The definition of qualifying business assets is not the same as for entrepreneurs' relief. They are:
- Assets used in a trade, profession or vocation carried by the donor or the donor's personal company (where he holds 5% of the voting rights).
- Shares and securities in trading companies which are not listed on the stock exchange.
Roll-over relief - the replacement of business assets
Roll-over relief is available where there is reinvestment in qualifying assets in the period commencing 1 year before and ending 36 months after the disposal concerned. All the following conditions must be met:
1. The old asset sold and the new asset bought are both used only in the trade or trades carried on by the person claiming roll-over relief. If part of a building is used for non-trade use for all or a substantial period of ownership, it must be split into two assets. This split is not made for other assets.
2. Reinvestment of the proceeds received on the disposal of the asset takes place in a period commencing 1 year before and ending 36 months after the disposal.
3. The new asset is brought into use in the trade on acquisition, but not necessarily immediately.

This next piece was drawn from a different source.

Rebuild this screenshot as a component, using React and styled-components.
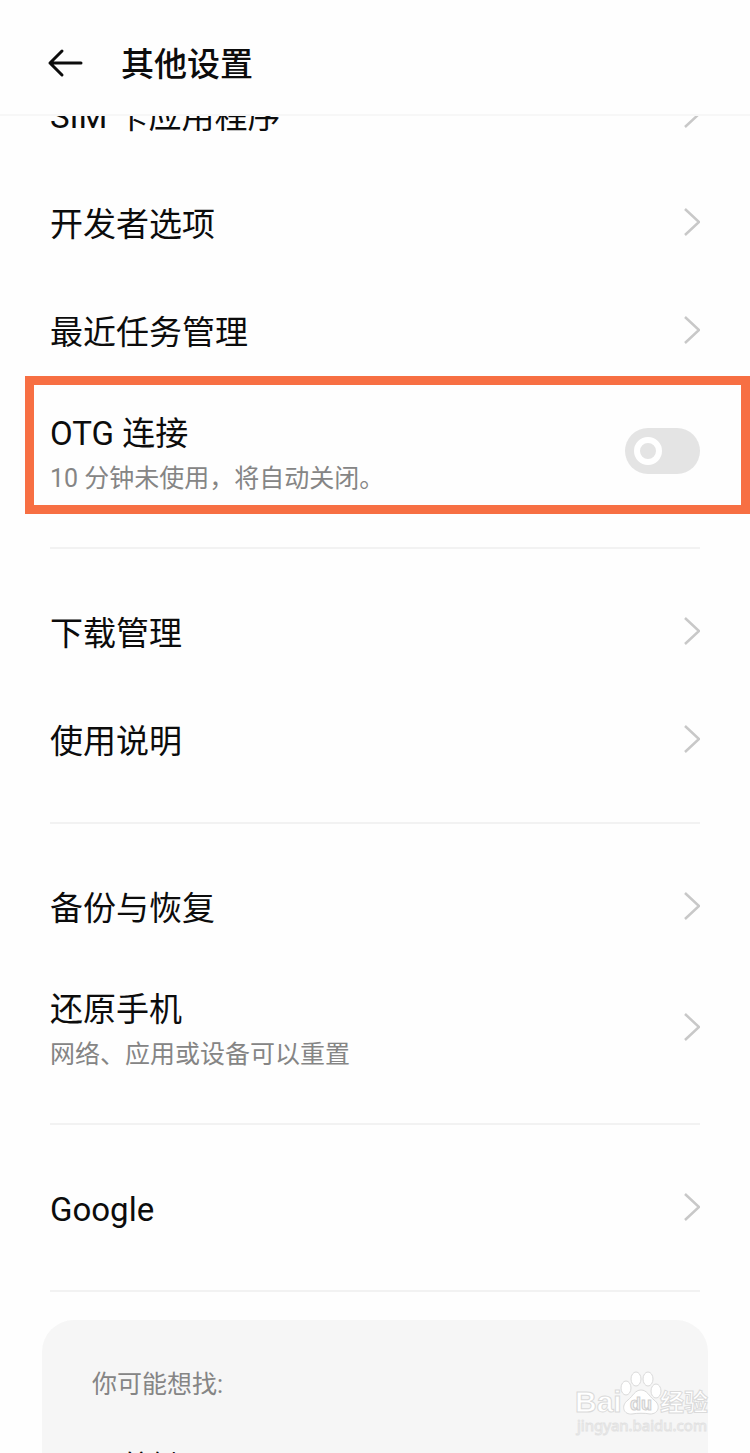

4. The old asset and the new asset both fall within one (but not necessarily the same) of the following:
- Land and buildings occupied as well as used only for the purpose of the trade
- Fixed (immovable) plant and machinery
The new asset can be used in a different trade from the old asset.
A claim for relief must be made within 4 years of the end of the tax year in which the disposal of the old asset is made.
This relief applies where a person other than a company transfers a business as a going concern with the whole of its assets (or the whole of its assets other than cash) to a company wholly or partly in exchange for shares.
Provided that various conditions are satisfied, the charge to CGT on the whole or part of the gains will be postponed until such time as the person transferring the business disposes of the shares.
Losses on loans to traders
Under certain circumstances a loss may be claimed:
- where money lent to a person carrying on a trade, profession or vocation and used wholly for the purposes of that person's business has become irrecoverable, or
- where payment has been made under a guarantee in respect of such a loan.
Relief is not available if there was no realistic chance of the loan being repaid at the time it was made. In addition, the lender and the borrower must not be each other's spouses, or companies in the same group, when the loan was made or at any subsequent time.
This information is not meant as a substitute for professional advice and by no means covers every scenario. Almost every rule described here will be subject to many exceptions and caveats. Tax legislation is extremely complex and can be difficult to understand. You should discuss your circumstances with a qualified professional before acting on any information contained within this website. Tax legislation is constantly changing and the information contained within this website is written from our current understanding and interpretation of the tax system as of 6 April 2018.